Rapaz, eu andei bastante (risos). Fui trabalhar no São Bento, no Maranhão, fomos vice-campeões maranhenses perdendo a final para o Moto Club. Depois fui para o time sub-17 do Al Hilal, da Arábia Saudita. De lá, o Marcos Paquetá me chamou para ser auxiliar dele na seleção nacional em 2005 e eu fui para a Copa do Mundo nessa condição em 2006. Trabalhei também em clubes do Kuwait e dos Emirados Árabes.
E o que você viu de mais pitoresco, diferente, nessas andanças?

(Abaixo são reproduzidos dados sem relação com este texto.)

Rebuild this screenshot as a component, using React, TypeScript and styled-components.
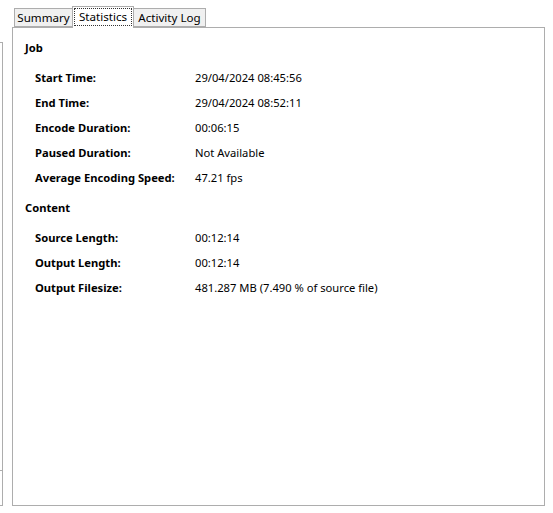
import React from "react";
import styled, { createGlobalStyle } from "styled-components";

const Global = createGlobalStyle`
  html, body { margin: 0; padding: 0; background: #ffffff; }
  body { font-family: "Noto Sans", "Open Sans", sans-serif; font-size: 11.2px; color: #000; }
`;

const Page = styled.div`
  display: flex;
  width: 553px;
  height: 513px;
  box-sizing: border-box;
  background: #fff;
`;

const LeftStrip = styled.div`
  display: flex;
  flex-direction: column;
  margin-top: 42px;
  width: 3px;
`;

const StripBox = styled.div<{ $h: number; $bottom?: boolean }>`
  box-sizing: border-box;
  height: ${(p) => p.$h}px;
  border-top: 1px solid #adadad;
  border-right: 1px solid #adadad;
  border-bottom: ${(p) => (p.$bottom ? "1px solid #adadad" : "none")};
`;

const TabControl = styled.div`
  display: flex;
  flex-direction: column;
  margin-left: 9px;
  margin-top: 6px;
  width: 533px;
`;

const TabStrip = styled.div`
  display: flex;
  align-items: flex-end;
  height: 21px;
  padding-left: 2px;
  position: relative;
  z-index: 1;
`;

const Tab = styled.div<{ $active?: boolean; $w: number }>`
  box-sizing: border-box;
  width: ${(p) => p.$w}px;
  height: ${(p) => (p.$active ? 22 : 19)}px;
  margin-bottom: ${(p) => (p.$active ? -1 : 0)}px;
  margin-left: ${(p) => (p.$active ? 2 : 0)}px;
  border: 1px solid #adadad;
  border-bottom: ${(p) => (p.$active ? "none" : "1px solid #adadad")};
  background: ${(p) => (p.$active ? "#ffffff" : "#f0f0f0")};
  display: flex;
  align-items: center;
  justify-content: center;
  padding: ${(p) => (p.$active ? "1px 1px 2px" : "0")};
  font-size: 11.6px;
  line-height: 16px;
  white-space: nowrap;
  & + & { margin-left: ${(p) => (p.$active ? 2 : -1)}px; }
`;

const FocusRect = styled.span`
  box-sizing: border-box;
  flex: 1;
  align-self: stretch;
  display: flex;
  align-items: center;
  justify-content: center;
  border: 1px dotted #333;
`;

const Panel = styled.div`
  box-sizing: border-box;
  height: 479px;
  border: 1px solid #adadad;
  background: #fff;
  padding: 12px 12px 0 12px;
`;

const Section = styled.section`
  display: flex;
  flex-direction: column;
  & + & { margin-top: 14px; }
`;

const SectionTitle = styled.div`
  font-weight: 700;
  line-height: 16px;
`;

const Rows = styled.div`
  display: grid;
  grid-template-columns: 160px 1fr;
  row-gap: 9px;
  margin-top: 14px;
  padding-left: 10px;
`;

const Label = styled.div`
  font-weight: 700;
  line-height: 16px;
  white-space: nowrap;
`;

const Value = styled.div`
  line-height: 16px;
  white-space: nowrap;
`;

const sections = [
  {
    title: "Job",
    rows: [
      ["Start Time:", "29/04/2024 08:45:56"],
      ["End Time:", "29/04/2024 08:52:11"],
      ["Encode Duration:", "00:06:15"],
      ["Paused Duration:", "Not Available"],
      ["Average Encoding Speed:", "47.21 fps"],
    ],
  },
  {
    title: "Content",
    rows: [
      ["Source Length:", "00:12:14"],
      ["Output Length:", "00:12:14"],
      ["Output Filesize:", "481.287 MB (7.490 % of source file)"],
    ],
  },
];

export default function App() {
  return (
    <>
      <Global />
      <Page>
        <LeftStrip>
          <StripBox $h={428} />
          <StripBox $h={36} $bottom />
        </LeftStrip>
        <TabControl>
          <TabStrip>
            <Tab $w={59}>Summary</Tab>
            <Tab $w={62} $active>
              <FocusRect>Statistics</FocusRect>
            </Tab>
            <Tab $w={73}>Activity Log</Tab>
          </TabStrip>
          <Panel>
            {sections.map((s) => (
              <Section key={s.title}>
                <SectionTitle>{s.title}</SectionTitle>
                <Rows>
                  {s.rows.map(([l, v]) => (
                    <React.Fragment key={l}>
                      <Label>{l}</Label>
                      <Value>{v}</Value>
                    </React.Fragment>
                  ))}
                </Rows>
              </Section>
            ))}
          </Panel>
        </TabControl>
      </Page>
    </>
  );
}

O Iêmen. Conheço 38 países, e o mais inusitado em que eu estive foi o Iêmen, quando estava com a seleção da Arábia Saudita. Me assustei quando cheguei lá, porque todos os homens andam com uma faca no bolso. Então imagina, um estádio lotado, com 15 mil pessoas, todas elas com uma faca na mão? Deu pra ficar com um pouco de medo. Na Índia, em Calcutá, vi andaime de bambu, gente tomando banho na rua... Uma cultura bem diferente da nossa. Uma história bonita foi quando fomos campeões da Copa das Confederações na África do Sul, em 2009, com a Seleção. As funcionárias do hotel fizeram uma dança típica para se despedir do grupo, foi emocionante.
Entre 2007 e 2010, você foi observador da Seleção brasileira. É verdade que tinha que se disfarçar para não ser descoberto?
A gente dava um jeito (risos). Eu ia para treinos e jogos disfarçado de turista, às vezes até pedia autógrafos para que não desconfiassem. Uma vez, no Chile, eu disse que era jornalista, porque me viram anotando coisas. Mas fazia parte do trabalho para entregar a informação mais precisa possível.